Senator Rand Paul listens to testimony during the Senate Committee for Health, Education, Labour, and Pensions hearing on Covid-19: (2020 Getty Images)
Senator Rand Paul listens to testimony during the Senate Committee for Health, Education, Labour, and Pensions hearing on Covid-19: (2020 Getty Images)

Republican senator Rand Paul is holding up a bill that would make lynching a federal crime, amid the George Floyd protests.

Mr Paul admitted on Wednesday that he is the only hold-out in the Senate on the Emmett Till Anti-lynching Act.

A nearly identical version of the bill passed in the Senate last year, but made it through Congress in February, with an amendment to name it after Emmett Till, who was lynched in Mississippi 65 years ago.

This amendment brought it back to the Senate, but it has failed to pass, due to a lone hold-out, who was not named until Wednesday, according to CBS News.

The legislation comes as protests are taking place all over the US, in response to the death of George Floyd, who died after being detained by Minneapolis police.

Protests, which are in opposition to police brutality, have put added scrutiny on systemic racism and injustice in the US and many are hopeful that now is the best time to get the bill passed.

However, Mr Paul told reporters on Wednesday, that he is holding-out on the bill because he wants elements of the proposed language of the legislation modified.

Speaking to reporters on Capitol Hill, the senator said that he wants to make sure the Senate is able to “make the language the best that we can get it”.

He said: “We want the bill to be stronger,” and added: “We think that lynching is an awful thing that should be roundly condemned and should be universally condemned.”

Mr Paul said he was concerned that the current proposed legislation would make it possible to “conflate someone who has an altercation, where they had minor bruises, with lynching”.

The senator added: “We think that’s a disservice to those who were lynched in our history” and “a disservice to have a new 10-year penalty for people who have minor bruising”.

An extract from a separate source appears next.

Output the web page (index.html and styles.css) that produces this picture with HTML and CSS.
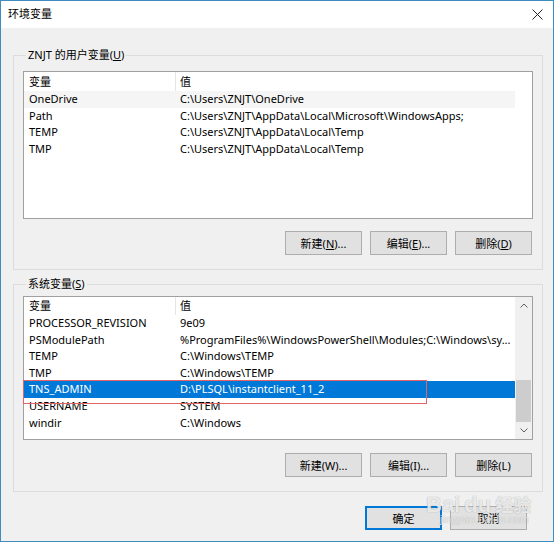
FILE: index.html
```html
<!DOCTYPE html>
<html lang="zh-CN">
<head>
<meta charset="utf-8">
<title>环境变量</title>
<link rel="stylesheet" href="styles.css">
</head>
<body>
<div class="window">
  <div class="titlebar">
    <span class="title">环境变量</span>
    <svg class="close" width="11" height="11" viewBox="0 0 11 11"><path d="M0.5 0.5 L10.5 10.5 M10.5 0.5 L0.5 10.5" stroke="#222" stroke-width="1" fill="none"/></svg>
  </div>
  <div class="content">
    <section class="group group-user">
      <div class="group-title">ZNJT 的用户变量(<u>U</u>)</div>
      <div class="list list-user">
        <div class="rows">
          <div class="row header"><span class="c1">变量</span><span class="c2">值</span></div>
          <div class="row soft"><span class="c1">OneDrive</span><span class="c2">C:\Users\ZNJT\OneDrive</span></div>
          <div class="row"><span class="c1">Path</span><span class="c2">C:\Users\ZNJT\AppData\Local\Microsoft\WindowsApps;</span></div>
          <div class="row"><span class="c1">TEMP</span><span class="c2">C:\Users\ZNJT\AppData\Local\Temp</span></div>
          <div class="row"><span class="c1">TMP</span><span class="c2">C:\Users\ZNJT\AppData\Local\Temp</span></div>
        </div>
      </div>
      <div class="btnrow">
        <button class="btn">新建(<u>N</u>)...</button>
        <button class="btn">编辑(<u>E</u>)...</button>
        <button class="btn">删除(<u>D</u>)</button>
      </div>
    </section>

    <section class="group group-sys">
      <div class="group-title">系统变量(<u>S</u>)</div>
      <div class="list list-sys">
        <div class="rows">
          <div class="row header"><span class="c1">变量</span><span class="c2">值</span></div>
          <div class="row"><span class="c1">PROCESSOR_REVISION</span><span class="c2">9e09</span></div>
          <div class="row"><span class="c1">PSModulePath</span><span class="c2">%ProgramFiles%\WindowsPowerShell\Modules;C:\Windows\sy...</span></div>
          <div class="row"><span class="c1">TEMP</span><span class="c2">C:\Windows\TEMP</span></div>
          <div class="row"><span class="c1">TMP</span><span class="c2">C:\Windows\TEMP</span></div>
          <div class="row selected"><span class="c1">TNS_ADMIN</span><span class="c2">D:\PLSQL\instantclient_11_2</span></div>
          <div class="row"><span class="c1">USERNAME</span><span class="c2">SYSTEM</span></div>
          <div class="row"><span class="c1">windir</span><span class="c2">C:\Windows</span></div>
        </div>
        <div class="scrollbar">
          <div class="sb-btn"><svg width="8" height="5" viewBox="0 0 8 5"><path d="M0.5 4.5 L4 1 L7.5 4.5" stroke="#606060" fill="none"/></svg></div>
          <div class="sb-track"><div class="sb-thumb"></div></div>
          <div class="sb-btn"><svg width="8" height="5" viewBox="0 0 8 5"><path d="M0.5 0.5 L4 4 L7.5 0.5" stroke="#606060" fill="none"/></svg></div>
        </div>
        <div class="mark"></div>
      </div>
      <div class="btnrow">
        <button class="btn">新建(W)...</button>
        <button class="btn">编辑(I)...</button>
        <button class="btn">删除(L)</button>
      </div>
    </section>

    <div class="footer">
      <button class="btn default">确定</button>
      <button class="btn">取消</button>
    </div>
  </div>
  <div class="watermark">
    <span class="wm-big">Bai</span><span class="wm-big">du</span><span class="wm-cn">经验</span>
    <span class="wm-url">jingyan.baidu.com</span>
  </div>
</div>
</body>
</html>
```

FILE: styles.css
```css
* { box-sizing: border-box; }

body {
  margin: 0;
  font-family: "Noto Sans", "Noto Sans CJK SC", sans-serif;
  font-size: 11px;
  color: #000;
  background: #fff;
}

.window {
  width: 554px;
  height: 542px;
  border: 1px solid #3e8cc0;
  background: #f0f0f0;
  display: flex;
  flex-direction: column;
  position: relative;
  overflow: hidden;
}

.titlebar {
  flex: none;
  height: 27px;
  background: #fff;
  display: flex;
  align-items: center;
  justify-content: space-between;
  padding: 0 10px 0 7px;
}

.title {
  font-size: 11px;
  margin-bottom: 3px;
}

.close { margin-bottom: 1px; }

.content {
  display: flex;
  flex-direction: column;
  padding: 27px 10px 0 12px;
}

.group {
  border: 1px solid #dcdcdc;
  padding: 0 9px 14px;
  display: flex;
  flex-direction: column;
}

.group-sys { margin-top: 14px; }

.group-title {
  align-self: flex-start;
  margin: -9px 0 0 3px;
  padding: 0 2px;
  height: 16px;
  line-height: 16px;
  background: #f0f0f0;
}

.list {
  border: 1px solid #a0a0a0;
  background: #fff;
  display: flex;
  position: relative;
}

.list-user { height: 148px; margin-top: 8px; }
.list-sys { height: 144px; margin-top: 4px; }

.rows {
  width: 491px;
  flex: none;
  display: flex;
  flex-direction: column;
}

.row {
  display: flex;
  height: 16.6px;
  line-height: 16.6px;
  white-space: nowrap;
}

.row.header {
  height: 19px;
  line-height: 19px;
}

.list-sys .row.header {
  height: 18px;
  line-height: 18px;
}

.row.header .c1 { border-right: 1px solid #e5e5e5; }

.row.soft { background: #f5f5f5; }

.row.selected {
  background: #0078d7;
  color: #fff;
}

.c1 {
  flex: none;
  width: 152px;
  padding-left: 5px;
}

.c2 {
  flex: 1;
  padding-left: 4px;
  overflow: hidden;
}

.scrollbar {
  flex: 1;
  background: #f0f0f0;
  display: flex;
  flex-direction: column;
}

.sb-btn {
  height: 17px;
  flex: none;
  display: flex;
  align-items: center;
  justify-content: center;
}

.sb-track {
  flex: 1;
  display: flex;
  flex-direction: column;
  justify-content: flex-end;
}

.sb-thumb {
  height: 42px;
  margin: 0 1px;
  background: #cdcdcd;
}

.mark {
  position: absolute;
  left: -1px;
  top: 83px;
  width: 404px;
  height: 24px;
  border: 1px solid #e06666;
}

.btnrow {
  display: flex;
  justify-content: flex-end;
  gap: 8px;
  margin-top: 12px;
  padding-right: 1px;
}

.group-sys .btnrow { margin-top: 13px; }

.btn {
  width: 77px;
  height: 24px;
  padding: 0;
  border: 1px solid #adadad;
  background: #e1e1e1;
  font: inherit;
  color: #000;
}

.btn.default {
  border-color: #0078d7;
  box-shadow: inset 0 0 0 1px #0078d7;
}

.footer {
  display: flex;
  justify-content: flex-end;
  gap: 8px;
  margin-top: 14px;
  padding-right: 16px;
}

.watermark {
  position: absolute;
  left: 425px;
  top: 490px;
  width: 110px;
  height: 46px;
  color: rgba(255, 255, 255, 0.8);
  font-family: "Liberation Sans", "Noto Sans CJK SC", sans-serif;
  text-shadow: 0 0 1px rgba(110, 110, 110, 0.7);
  pointer-events: none;
}

.wm-big {
  font-size: 22px;
  font-weight: bold;
  margin-right: 4px;
}

.wm-cn {
  font-size: 18px;
  font-weight: bold;
}

.wm-url {
  display: block;
  margin-top: -4px;
  padding-left: 14px;
  font-size: 10px;
  letter-spacing: 0.5px;
}
```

During a debate in the Senate on Thursday, that took place the same time as Mr Floyd’s memorial, Mr Paul proposed an amendment, which would give police “qualified immunity”, which would protect them from being sued.

“Rather than consider a good-intentioned but symbolic bill, the Senate could immediately consider addressing qualified immunity and ending police militarization,” the senator said.

The amendment was blocked by New Jersey senator, Cory Booker, who said that now is the time to pass the widely supported bill.

“Tell me another time when 500-plus Congress people, Democrats, Republicans, House members and senators come together in a chorus of conviction and say, ‘Now is the time in America that we condemn the dark history of our past and actually pass anti-lynching legislation.”